A similar request was yanked from the November 2013 ballot when it was discovered the ballot language did not match the district’s intended request. The levy issue was listed at 0.5 percent instead of 1 percent.
At their Jan. 13 meeting, board members approved a resolution sending the tax request to the Madison County Board of Elections for the May ballot.
The 1 percent tax would be collected on earned income only, the same method for the 0.5-percent income tax currently on the books. While the levy will appear on the ballot as a new issue, Superintendent William Mullett wants to assure voters the tax is actually a renewal with a 0.5-percent increase.
“This is not for new programs. This is simply to keep funding our current operations. It would not begin to be collected until next year,” he said.
“This levy helps to maintain a balance in the district’s tax structure so that there is not a complete reliance on property taxes. This, in particular, helps senior citizens and those on fixed incomes.”
The current income tax is projected to generate $863,939 in 2014, which is slightly less than 7 percent of the district’s total revenue of $11.3 million. Expenditures for the same fiscal year are forecast at $12 million. If the downward trend continues and the levy does not pass, in fiscal year 2017, Jefferson Local is projected to be $3.8 million in the red.
According to Mullet, Jefferson Local—like similar districts across Ohio—endured serious budget cuts by the state and through the legislative process. Over a 10-year span, the district lost $600,000 in state aid. Also, $1 million in federal money intended to offset state cuts dried up.
“Personal tangible income, which was a tax largely on business inventory and machinery, has gone entirely away,” Mullett continued. “At one time, we collected over $1.3 million per year.
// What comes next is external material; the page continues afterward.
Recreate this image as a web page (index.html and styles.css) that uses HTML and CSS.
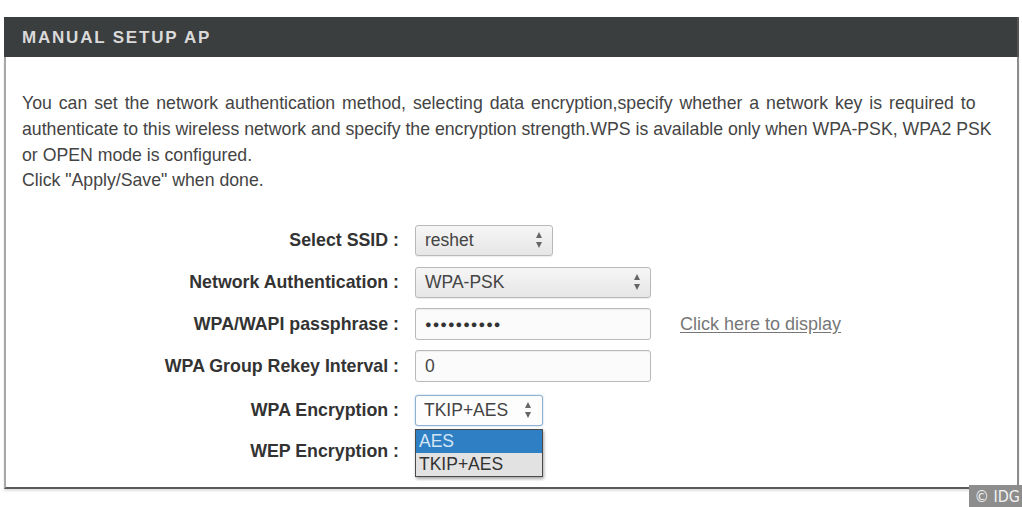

That’s gone and not coming back.”
A tax abatement for Jefferson Industries ended in June. One for Target, which netted $240,157 for the district’s general fund in fiscal year 2013, ends this year. In 2013, Jefferson Local received over $640,000 in abatements. In fiscal tear 2014, that number drops to $271,227.
Mullett said that while the district benefitted from new growth in West Jefferson’s industrial park and through open enrollment, this type of revenue cannot indefinitely fund growing needs.
“Our excellent track record in both sound financial management of the district and consistent com-munity support through the passages of levies was a key component in the bond rating agency’s con-sidering us a very secure, highly rated district,” Mullett said.
Annual board reorganization
Jerry Doran and Gene Keel, elected in November, were sworn in as board members at the Jan. 13 meeting. Doran is an incumbent. Keel is new to the board.
David Harper was re-elected as board president, and Ed Shepherd was re-elected as vice president. Doran was the lone vote against both appointments. Doran also voted against the re-appointment of Dr. Meg Hiss as Jefferson Locals’ representative on the Tolles Career and Technical Center board. He also declined to serve again as the district’s legislative liaison. Hiss is the new legislative liaison.